OBJECTIVE
Identify and pull out each line of the entries in which "index" occurs.

DATA
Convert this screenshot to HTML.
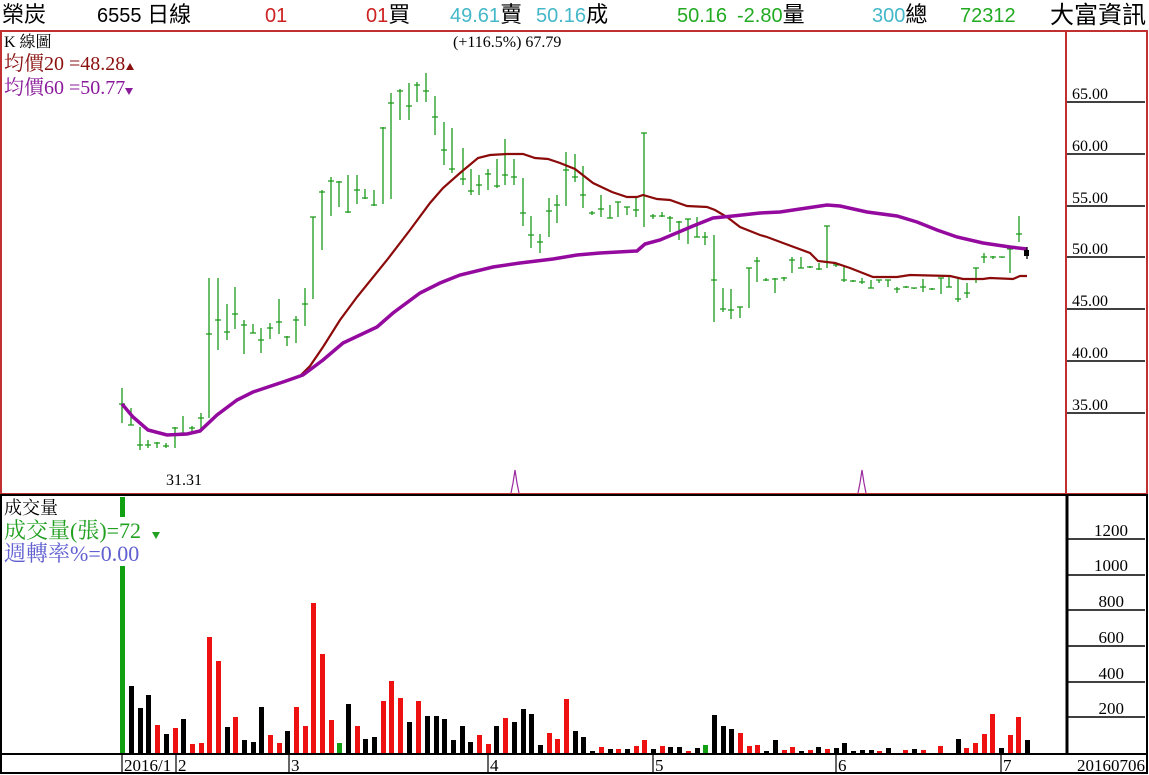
==
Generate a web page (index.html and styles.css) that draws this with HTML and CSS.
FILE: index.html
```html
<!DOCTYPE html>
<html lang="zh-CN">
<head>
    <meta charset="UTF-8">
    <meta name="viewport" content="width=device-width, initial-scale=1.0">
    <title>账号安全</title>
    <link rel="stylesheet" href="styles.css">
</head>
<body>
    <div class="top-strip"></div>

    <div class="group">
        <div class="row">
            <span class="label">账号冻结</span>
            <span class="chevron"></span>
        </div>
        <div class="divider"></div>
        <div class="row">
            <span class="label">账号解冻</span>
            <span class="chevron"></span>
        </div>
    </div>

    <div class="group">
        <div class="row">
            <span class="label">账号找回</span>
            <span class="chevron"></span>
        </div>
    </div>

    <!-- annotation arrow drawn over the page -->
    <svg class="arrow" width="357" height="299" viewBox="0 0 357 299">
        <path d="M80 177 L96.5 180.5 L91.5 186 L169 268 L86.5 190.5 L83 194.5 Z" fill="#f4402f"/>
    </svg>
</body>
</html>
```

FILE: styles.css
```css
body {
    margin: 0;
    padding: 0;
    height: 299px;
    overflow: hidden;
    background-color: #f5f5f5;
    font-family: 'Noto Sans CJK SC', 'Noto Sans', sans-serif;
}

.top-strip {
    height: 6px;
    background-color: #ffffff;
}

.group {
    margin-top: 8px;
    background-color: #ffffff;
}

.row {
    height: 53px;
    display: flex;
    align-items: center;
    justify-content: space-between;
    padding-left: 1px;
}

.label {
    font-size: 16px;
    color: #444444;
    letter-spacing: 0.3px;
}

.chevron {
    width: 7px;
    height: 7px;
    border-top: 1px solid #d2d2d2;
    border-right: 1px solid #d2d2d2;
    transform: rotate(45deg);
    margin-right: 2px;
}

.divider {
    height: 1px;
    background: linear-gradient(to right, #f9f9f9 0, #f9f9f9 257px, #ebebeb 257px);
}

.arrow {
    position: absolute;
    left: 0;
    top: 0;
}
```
...
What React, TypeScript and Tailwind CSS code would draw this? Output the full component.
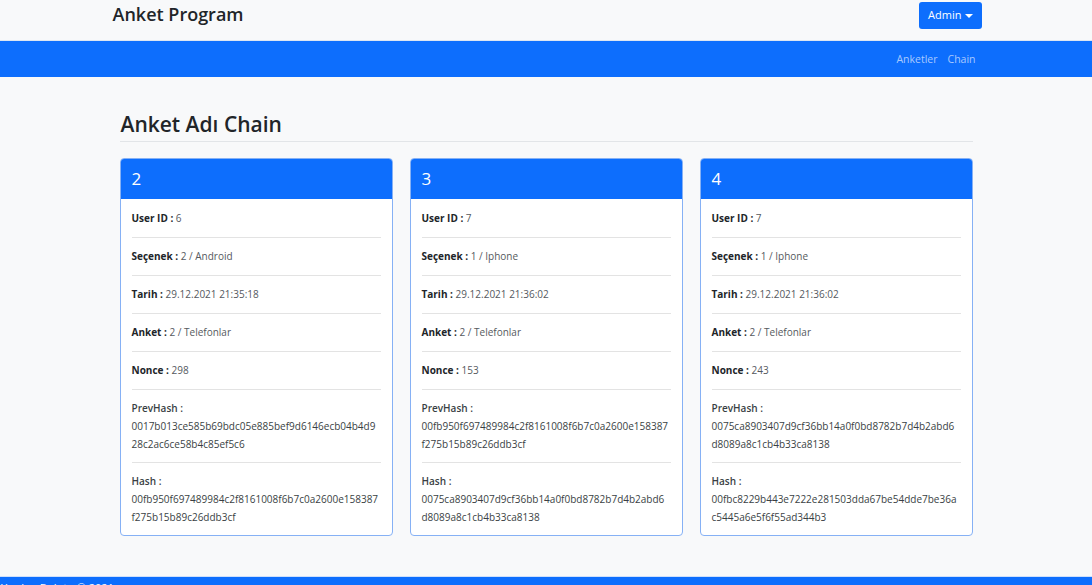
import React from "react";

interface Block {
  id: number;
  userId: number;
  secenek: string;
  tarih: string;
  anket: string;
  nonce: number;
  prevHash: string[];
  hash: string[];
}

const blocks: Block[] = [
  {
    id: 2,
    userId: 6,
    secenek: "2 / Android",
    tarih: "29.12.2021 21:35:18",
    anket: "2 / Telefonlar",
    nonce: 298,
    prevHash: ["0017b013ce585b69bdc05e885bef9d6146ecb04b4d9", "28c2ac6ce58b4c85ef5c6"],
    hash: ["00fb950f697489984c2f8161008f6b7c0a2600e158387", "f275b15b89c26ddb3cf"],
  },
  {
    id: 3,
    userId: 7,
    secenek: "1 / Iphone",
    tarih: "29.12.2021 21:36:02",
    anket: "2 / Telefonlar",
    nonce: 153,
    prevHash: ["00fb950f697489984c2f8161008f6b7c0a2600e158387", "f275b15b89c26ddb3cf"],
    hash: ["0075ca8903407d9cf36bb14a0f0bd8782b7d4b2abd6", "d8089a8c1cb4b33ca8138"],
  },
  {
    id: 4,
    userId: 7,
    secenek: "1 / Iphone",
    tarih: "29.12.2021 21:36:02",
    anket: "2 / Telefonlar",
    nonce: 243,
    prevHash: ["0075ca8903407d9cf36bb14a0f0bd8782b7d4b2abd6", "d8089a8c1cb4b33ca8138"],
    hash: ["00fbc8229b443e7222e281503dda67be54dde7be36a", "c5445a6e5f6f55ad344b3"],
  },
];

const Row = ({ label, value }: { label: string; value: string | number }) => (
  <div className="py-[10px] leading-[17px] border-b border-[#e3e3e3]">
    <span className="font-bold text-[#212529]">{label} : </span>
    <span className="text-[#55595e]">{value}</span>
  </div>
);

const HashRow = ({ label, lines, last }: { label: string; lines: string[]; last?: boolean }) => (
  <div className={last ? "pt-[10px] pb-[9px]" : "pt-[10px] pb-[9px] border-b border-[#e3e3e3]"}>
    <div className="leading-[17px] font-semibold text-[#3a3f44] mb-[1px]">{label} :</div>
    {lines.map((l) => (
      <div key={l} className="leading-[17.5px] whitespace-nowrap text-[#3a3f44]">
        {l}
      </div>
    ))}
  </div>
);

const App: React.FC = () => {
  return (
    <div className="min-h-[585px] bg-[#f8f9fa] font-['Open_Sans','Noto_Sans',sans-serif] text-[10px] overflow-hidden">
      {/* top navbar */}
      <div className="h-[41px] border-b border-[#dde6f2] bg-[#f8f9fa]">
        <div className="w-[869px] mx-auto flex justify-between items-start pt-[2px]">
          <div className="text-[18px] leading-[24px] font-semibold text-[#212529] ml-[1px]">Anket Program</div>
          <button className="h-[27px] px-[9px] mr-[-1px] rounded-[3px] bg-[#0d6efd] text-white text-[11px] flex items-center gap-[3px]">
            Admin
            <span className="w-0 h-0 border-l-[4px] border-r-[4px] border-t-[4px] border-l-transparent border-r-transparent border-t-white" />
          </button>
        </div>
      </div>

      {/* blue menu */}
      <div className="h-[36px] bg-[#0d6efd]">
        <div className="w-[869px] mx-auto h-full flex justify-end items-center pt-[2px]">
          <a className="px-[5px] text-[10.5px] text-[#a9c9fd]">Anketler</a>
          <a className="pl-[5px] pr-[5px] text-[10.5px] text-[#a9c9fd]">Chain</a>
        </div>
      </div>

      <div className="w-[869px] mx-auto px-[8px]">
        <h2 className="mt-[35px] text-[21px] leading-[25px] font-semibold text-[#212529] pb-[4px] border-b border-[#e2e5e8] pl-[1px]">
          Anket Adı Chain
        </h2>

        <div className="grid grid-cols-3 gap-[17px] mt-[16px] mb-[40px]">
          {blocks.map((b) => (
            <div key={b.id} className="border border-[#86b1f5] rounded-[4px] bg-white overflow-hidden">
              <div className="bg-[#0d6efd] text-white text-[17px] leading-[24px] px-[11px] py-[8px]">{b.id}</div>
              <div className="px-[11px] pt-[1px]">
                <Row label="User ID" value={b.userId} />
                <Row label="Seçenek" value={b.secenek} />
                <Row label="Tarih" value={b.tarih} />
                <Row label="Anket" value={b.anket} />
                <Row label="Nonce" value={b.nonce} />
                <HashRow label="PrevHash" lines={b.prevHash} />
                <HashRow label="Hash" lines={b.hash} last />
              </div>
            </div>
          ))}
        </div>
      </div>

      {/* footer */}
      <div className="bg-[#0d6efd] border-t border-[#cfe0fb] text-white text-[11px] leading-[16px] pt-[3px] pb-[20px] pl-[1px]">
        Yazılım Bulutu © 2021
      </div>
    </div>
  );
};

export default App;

TASK RESULT
Generate a web page (index.html and styles.css) that draws this with HTML and CSS.
FILE: index.html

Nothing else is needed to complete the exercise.